Dining halls can have staggered shifts and expanded grab-and-go options. Schools can put limits on the number of tables, the number of students at each table and the number of diners at one time.

Ideally, in residence halls, every student would have a single with a private bathroom, but for most colleges that would require bringing only a fraction of their students back to campus. A more practical but less protective alternative is to treat students in doubles or suites as a family unit, allowing them to live together without physical distancing, just as family members do when sharing a home. Hallways can be marked for one-way traffic and occupancy limits established for common spaces. And all this doesn’t even begin to address sports.

The real danger, however, is that these efforts to maximize safety could be negated if students themselves do what comes naturally: gather. A report prepared for Connecticut’s governor notes with considerable understatement that “the much-publicized behavior of students during spring break in Florida suggests skepticism about full compliance with behavior norms.”

To keep students, faculty and staff safe on campus, colleges and universities will need to create and support a culture of respect for physical distancing — and students will need to be part of the effort.

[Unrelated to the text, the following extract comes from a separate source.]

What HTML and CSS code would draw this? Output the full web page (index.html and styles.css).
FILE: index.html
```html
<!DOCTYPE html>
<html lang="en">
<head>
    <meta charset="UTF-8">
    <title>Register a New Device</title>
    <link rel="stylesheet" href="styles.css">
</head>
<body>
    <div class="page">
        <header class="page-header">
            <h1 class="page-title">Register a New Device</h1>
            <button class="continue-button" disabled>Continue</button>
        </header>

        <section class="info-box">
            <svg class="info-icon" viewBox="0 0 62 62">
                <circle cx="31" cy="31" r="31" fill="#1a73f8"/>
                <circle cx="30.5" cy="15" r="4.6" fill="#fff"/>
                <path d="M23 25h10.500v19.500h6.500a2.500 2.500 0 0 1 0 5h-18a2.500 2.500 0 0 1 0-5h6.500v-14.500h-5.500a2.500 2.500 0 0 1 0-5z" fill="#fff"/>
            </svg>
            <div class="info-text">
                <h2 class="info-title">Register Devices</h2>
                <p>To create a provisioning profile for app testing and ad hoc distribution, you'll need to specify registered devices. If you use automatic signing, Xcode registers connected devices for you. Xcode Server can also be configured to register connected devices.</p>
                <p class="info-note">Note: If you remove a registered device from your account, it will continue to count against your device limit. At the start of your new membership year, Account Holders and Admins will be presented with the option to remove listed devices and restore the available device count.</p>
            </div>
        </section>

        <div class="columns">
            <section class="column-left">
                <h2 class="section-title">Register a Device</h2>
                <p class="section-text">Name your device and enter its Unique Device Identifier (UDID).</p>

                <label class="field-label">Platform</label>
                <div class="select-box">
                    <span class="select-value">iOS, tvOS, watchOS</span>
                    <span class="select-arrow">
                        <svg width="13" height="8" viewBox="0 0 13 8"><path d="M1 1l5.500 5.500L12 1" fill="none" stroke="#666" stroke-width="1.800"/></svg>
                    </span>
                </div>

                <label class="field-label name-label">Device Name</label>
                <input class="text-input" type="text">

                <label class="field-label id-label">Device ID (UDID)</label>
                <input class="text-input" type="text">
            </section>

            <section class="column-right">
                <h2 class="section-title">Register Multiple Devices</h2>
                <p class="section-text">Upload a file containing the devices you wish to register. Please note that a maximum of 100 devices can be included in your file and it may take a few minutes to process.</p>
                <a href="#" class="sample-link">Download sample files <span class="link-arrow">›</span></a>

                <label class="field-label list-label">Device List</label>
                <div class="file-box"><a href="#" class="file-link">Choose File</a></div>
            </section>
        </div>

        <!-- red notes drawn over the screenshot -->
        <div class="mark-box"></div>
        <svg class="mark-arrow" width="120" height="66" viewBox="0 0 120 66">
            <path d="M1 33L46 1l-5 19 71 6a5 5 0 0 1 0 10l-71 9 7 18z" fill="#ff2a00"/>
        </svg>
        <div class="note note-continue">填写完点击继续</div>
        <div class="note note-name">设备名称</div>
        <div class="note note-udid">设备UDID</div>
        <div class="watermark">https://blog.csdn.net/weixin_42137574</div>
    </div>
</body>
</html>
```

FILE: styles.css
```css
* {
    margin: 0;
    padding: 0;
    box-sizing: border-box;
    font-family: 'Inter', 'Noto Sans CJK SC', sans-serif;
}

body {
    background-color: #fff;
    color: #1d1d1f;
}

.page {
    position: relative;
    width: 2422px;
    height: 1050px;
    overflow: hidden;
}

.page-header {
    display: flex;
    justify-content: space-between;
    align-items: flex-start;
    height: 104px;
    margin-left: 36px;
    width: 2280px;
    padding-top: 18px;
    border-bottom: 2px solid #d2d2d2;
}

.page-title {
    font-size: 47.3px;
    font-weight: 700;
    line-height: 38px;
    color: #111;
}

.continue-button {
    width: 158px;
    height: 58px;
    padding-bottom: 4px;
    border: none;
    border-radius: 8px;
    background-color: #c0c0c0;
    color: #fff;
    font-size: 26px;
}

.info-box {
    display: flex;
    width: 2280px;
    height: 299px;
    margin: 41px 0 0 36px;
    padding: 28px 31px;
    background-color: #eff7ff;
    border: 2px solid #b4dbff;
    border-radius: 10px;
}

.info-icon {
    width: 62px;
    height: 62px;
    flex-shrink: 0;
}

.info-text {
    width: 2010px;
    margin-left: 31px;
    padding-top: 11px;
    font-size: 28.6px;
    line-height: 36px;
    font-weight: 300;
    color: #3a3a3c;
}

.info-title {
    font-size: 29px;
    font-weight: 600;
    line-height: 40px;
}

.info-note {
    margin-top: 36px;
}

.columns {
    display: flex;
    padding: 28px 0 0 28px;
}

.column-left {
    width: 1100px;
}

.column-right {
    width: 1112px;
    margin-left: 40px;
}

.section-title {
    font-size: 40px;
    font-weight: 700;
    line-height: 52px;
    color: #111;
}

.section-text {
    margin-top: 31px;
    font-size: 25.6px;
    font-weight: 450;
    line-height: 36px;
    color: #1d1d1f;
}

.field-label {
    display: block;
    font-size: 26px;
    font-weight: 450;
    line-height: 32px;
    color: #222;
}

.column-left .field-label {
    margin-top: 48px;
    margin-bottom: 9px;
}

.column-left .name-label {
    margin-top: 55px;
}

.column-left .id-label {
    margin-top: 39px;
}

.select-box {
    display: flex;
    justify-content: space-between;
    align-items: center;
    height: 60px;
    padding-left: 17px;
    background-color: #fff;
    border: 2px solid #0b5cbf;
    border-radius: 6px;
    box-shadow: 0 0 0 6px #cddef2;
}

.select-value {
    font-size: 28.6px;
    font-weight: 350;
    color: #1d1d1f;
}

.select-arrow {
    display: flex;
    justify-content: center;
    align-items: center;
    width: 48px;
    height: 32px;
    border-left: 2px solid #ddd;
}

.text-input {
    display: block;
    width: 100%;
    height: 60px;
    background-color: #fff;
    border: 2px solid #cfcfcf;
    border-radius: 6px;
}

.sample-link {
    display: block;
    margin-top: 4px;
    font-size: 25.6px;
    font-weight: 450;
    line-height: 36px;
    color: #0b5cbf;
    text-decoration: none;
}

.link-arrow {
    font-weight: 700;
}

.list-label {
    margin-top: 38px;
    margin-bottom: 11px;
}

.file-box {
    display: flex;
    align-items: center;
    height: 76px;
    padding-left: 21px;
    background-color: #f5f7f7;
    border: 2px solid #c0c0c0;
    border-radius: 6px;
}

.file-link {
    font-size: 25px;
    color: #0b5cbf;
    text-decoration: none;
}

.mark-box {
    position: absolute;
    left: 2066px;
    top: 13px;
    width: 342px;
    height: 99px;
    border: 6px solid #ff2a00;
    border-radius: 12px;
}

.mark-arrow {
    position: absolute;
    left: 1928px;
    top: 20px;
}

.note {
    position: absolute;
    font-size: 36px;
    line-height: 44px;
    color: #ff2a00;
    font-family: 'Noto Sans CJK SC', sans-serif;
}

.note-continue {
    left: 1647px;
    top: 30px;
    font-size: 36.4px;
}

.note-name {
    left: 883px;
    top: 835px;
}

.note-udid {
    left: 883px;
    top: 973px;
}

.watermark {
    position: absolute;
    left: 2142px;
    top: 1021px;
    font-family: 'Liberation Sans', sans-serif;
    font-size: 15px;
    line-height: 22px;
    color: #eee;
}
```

There are a few important things that schools can do to accomplish this. First, students should be asked to sign a social contract promising to adhere to distancing and other rules as a condition for returning to campus. Just as many institutions rely on honor codes to limit academic misconduct, so too could they rely on social codes so students behave in ways that protect themselves and their classmates.

Second, students should be involved in the development of physical distancing protocols tailored to their campus and enlisted in educating one another about the importance of adhering to those protocols. Schools could, for example, encourage student research papers, videos, artwork and oral presentations on topics such as how the virus spreads, what renders different age and ethnic groups vulnerable to the virus, and how some countries have managed to contain the virus, and make the best of them available to the campus community.

Third, college officials should work with student organizations to design and fund social gatherings (preferably outdoors) that are both fun and safe.

Fourth, institutions should consider an initiative that encourages students to design, produce and wear masks that reveal something about who they are and what they value.

Whether students will abide by the protocols needed to keep campuses safe remains an open question. But few, if any, want to return to Zoom classes in their parents’ basement. With some advice and encouragement, the vast majority of them, we hope, will embrace a culture of physical distancing as their best — and only — alternative.

David Wippman is the president of Hamilton College. Glenn Altschuler is a professor of American studies at Cornell.